The __________ theory hypothesizes that __________ were originally free-living prokaryotes.
Possible Answers:
ectosymbiotic . . . lysosomes
ectosymbiotic . . . mitochondria
endosymbiotic . . . lysosomes
endosymbiotic . . . mitochondria
Correct answer:
endosymbiotic . . . mitochondria
Explanation:
Ectosymbiosis is a term that refers to an organism that lives on the outside of the host. Both lysosomes and mitochondria are inside of the cell, so these choices cannot be correct.
The endosymbiotic theory postulates that mitochondria were once free-living prokaryotes that have evolved to form a symbiotic relationship with eukaryotic cells. The original prokaryotes were engulfed by larger prokaryotic cells, but continued to generate energy via the membrane gradient. This energy was used by both the smaller engulfed cell and the larger cell, and the smaller cell gained protection and nutrients. Eventually, this relationship evolved into modern eukaryotic cells and mitochondria. There is a plethora of evidence to support this theory. A few examples are that the mitochondrial membranes are more similar in structure to those of bacteria than of eukaryotes, and mitochondria contain their own genomes.
Which if the following organelles is not theorized to have arisen in eukaryotes via an endosymbiotic relationship?
Possible Answers:
Mitochondria
Ribosomes
Chloroplasts
Flagella
Explanation:
The endosymbiotic theory states that ancient prokaryotes may have had a symbiotic relationship with early eukaryotes, leading them to become permanent organelles in the eukaryote. Chloroplasts, mitochondria, and flagella have all been tied to this theory. Ribosomes, however, are organelles found in both prokaryotes and eukaryotes, so they are not a part of the theory.

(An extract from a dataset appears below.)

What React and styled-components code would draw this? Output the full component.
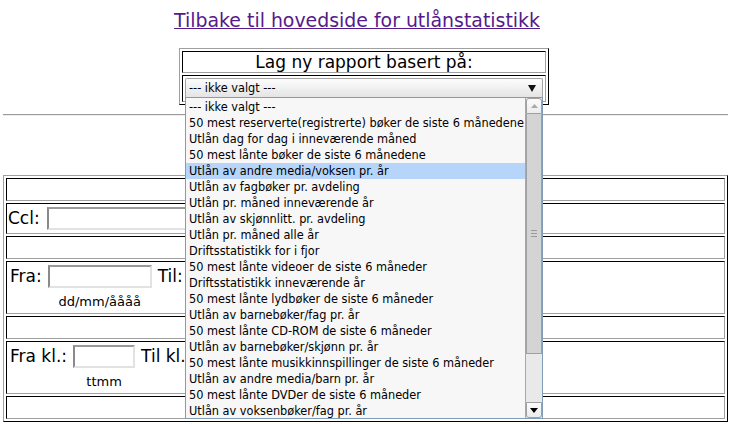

Which of the following statements is false concerning mitochondria?
Possible Answers:
The outer membrane of mitochondria contain porins
Mitochondria divided separately from the rest of the cell by binary fission
Mitochondria code for their own ribosomes that resemble bacterial ones
Mitochondria contain a small circular genome that is separate from the cellular genome
Mitochondria are surrounded with a thin peptidoglycan layer
Correct answer:
Mitochondria are surrounded with a thin peptidoglycan layer
Explanation:
The endosymbotic theory suggests that mitochondria originated from a bacteria that was engulfed by a proto-eukaryotic cell. Much evidence for this theory is based on the fact that mitochondria resemble bacteria in many ways. They do not however contain a peptidoglycan cell wall like almost all bacterial cells do.